▶ _DATA SHOWN_:
======
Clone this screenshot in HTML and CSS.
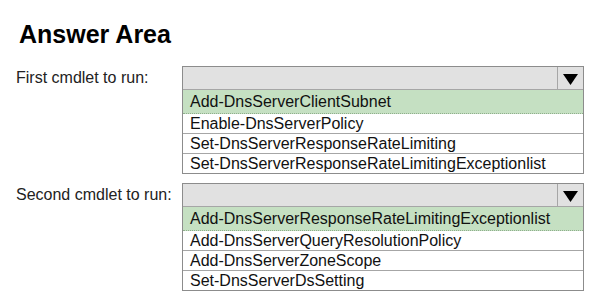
FILE: index.html
```html
<!DOCTYPE html>
<html lang="en">
<head>
  <meta charset="UTF-8">
  <title>Answer Area</title>
  <link rel="stylesheet" href="styles.css">
</head>
<body>

  <h1>Answer Area</h1>

  <div class="pregunta primera">
    <label>First cmdlet to run:</label>
    <div class="lista">
      <div class="cabecera">
        <span class="vacio"></span>
        <span class="flecha">
          <svg width="15" height="11" viewBox="0 0 15 11"><polygon points="0,0 15,0 7.5,11" fill="#000"/></svg>
        </span>
      </div>
      <div class="opcion elegida">Add-DnsServerClientSubnet</div>
      <div class="opcion">Enable-DnsServerPolicy</div>
      <div class="opcion">Set-DnsServerResponseRateLimiting</div>
      <div class="opcion">Set-DnsServerResponseRateLimitingExceptionlist</div>
    </div>
  </div>

  <div class="pregunta segunda">
    <label>Second cmdlet to run:</label>
    <div class="lista">
      <div class="cabecera">
        <span class="vacio"></span>
        <span class="flecha">
          <svg width="15" height="11" viewBox="0 0 15 11"><polygon points="0,0 15,0 7.5,11" fill="#000"/></svg>
        </span>
      </div>
      <div class="opcion elegida">Add-DnsServerResponseRateLimitingExceptionlist</div>
      <div class="opcion">Add-DnsServerQueryResolutionPolicy</div>
      <div class="opcion">Add-DnsServerZoneScope</div>
      <div class="opcion">Set-DnsServerDsSetting</div>
    </div>
  </div>

</body>
</html>
```

FILE: styles.css
```css
body {
  margin: 0;
  font-family: 'Liberation Sans', Arial, sans-serif;
  background-color: #ffffff;
  color: #111;
}

h1 {
  margin: 20px 0 0 19px;
  font-size: 25px;
  line-height: 28px;
  font-weight: bold;
  color: #000;
}

.pregunta {
  display: grid;
  grid-template-columns: 166px 402px;
  padding-left: 16px;
  font-size: 16px;
}

.primera {
  margin-top: 18px;
}

.segunda {
  margin-top: 9px;
}

.pregunta label {
  line-height: 23px;
  color: #222;
}

.lista {
  border: 1px solid #8c8c8c;
}

.cabecera {
  display: flex;
  height: 22px;
  background-color: #e1e1e1;
  border-bottom: 1px solid #a6a6a6;
}

.vacio {
  flex: 1;
}

.flecha {
  width: 25px;
  border-left: 1px solid #a6a6a6;
  display: flex;
  justify-content: center;
  align-items: center;
  padding-top: 2px;
}

.flecha svg {
  display: block;
}

.opcion {
  height: 19px;
  line-height: 19px;
  padding-left: 7px;
  border-bottom: 1px solid #a6a6a6;
  white-space: nowrap;
}

.opcion:last-child {
  border-bottom: none;
}

.elegida {
  height: 23px;
  line-height: 24px;
  background-color: #c5e0c2;
  border-bottom: 1px dotted #8fae8c;
}
```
======
▶ _WHAT TO PRODUCE_: Do not copy the pictures, but repeat every line exactly.

▶ _COMPLETE ANSWER_:
Clone this screenshot in HTML and CSS.
FILE: index.html
```html
<!DOCTYPE html>
<html lang="en">
<head>
  <meta charset="UTF-8">
  <title>Answer Area</title>
  <link rel="stylesheet" href="styles.css">
</head>
<body>

  <h1>Answer Area</h1>

  <div class="pregunta primera">
    <label>First cmdlet to run:</label>
    <div class="lista">
      <div class="cabecera">
        <span class="vacio"></span>
        <span class="flecha">
          <svg width="15" height="11" viewBox="0 0 15 11"><polygon points="0,0 15,0 7.5,11" fill="#000"/></svg>
        </span>
      </div>
      <div class="opcion elegida">Add-DnsServerClientSubnet</div>
      <div class="opcion">Enable-DnsServerPolicy</div>
      <div class="opcion">Set-DnsServerResponseRateLimiting</div>
      <div class="opcion">Set-DnsServerResponseRateLimitingExceptionlist</div>
    </div>
  </div>

  <div class="pregunta segunda">
    <label>Second cmdlet to run:</label>
    <div class="lista">
      <div class="cabecera">
        <span class="vacio"></span>
        <span class="flecha">
          <svg width="15" height="11" viewBox="0 0 15 11"><polygon points="0,0 15,0 7.5,11" fill="#000"/></svg>
        </span>
      </div>
      <div class="opcion elegida">Add-DnsServerResponseRateLimitingExceptionlist</div>
      <div class="opcion">Add-DnsServerQueryResolutionPolicy</div>
      <div class="opcion">Add-DnsServerZoneScope</div>
      <div class="opcion">Set-DnsServerDsSetting</div>
    </div>
  </div>

</body>
</html>
```

FILE: styles.css
```css
body {
  margin: 0;
  font-family: 'Liberation Sans', Arial, sans-serif;
  background-color: #ffffff;
  color: #111;
}

h1 {
  margin: 20px 0 0 19px;
  font-size: 25px;
  line-height: 28px;
  font-weight: bold;
  color: #000;
}

.pregunta {
  display: grid;
  grid-template-columns: 166px 402px;
  padding-left: 16px;
  font-size: 16px;
}

.primera {
  margin-top: 18px;
}

.segunda {
  margin-top: 9px;
}

.pregunta label {
  line-height: 23px;
  color: #222;
}

.lista {
  border: 1px solid #8c8c8c;
}

.cabecera {
  display: flex;
  height: 22px;
  background-color: #e1e1e1;
  border-bottom: 1px solid #a6a6a6;
}

.vacio {
  flex: 1;
}

.flecha {
  width: 25px;
  border-left: 1px solid #a6a6a6;
  display: flex;
  justify-content: center;
  align-items: center;
  padding-top: 2px;
}

.flecha svg {
  display: block;
}

.opcion {
  height: 19px;
  line-height: 19px;
  padding-left: 7px;
  border-bottom: 1px solid #a6a6a6;
  white-space: nowrap;
}

.opcion:last-child {
  border-bottom: none;
}

.elegida {
  height: 23px;
  line-height: 24px;
  background-color: #c5e0c2;
  border-bottom: 1px dotted #8fae8c;
}
```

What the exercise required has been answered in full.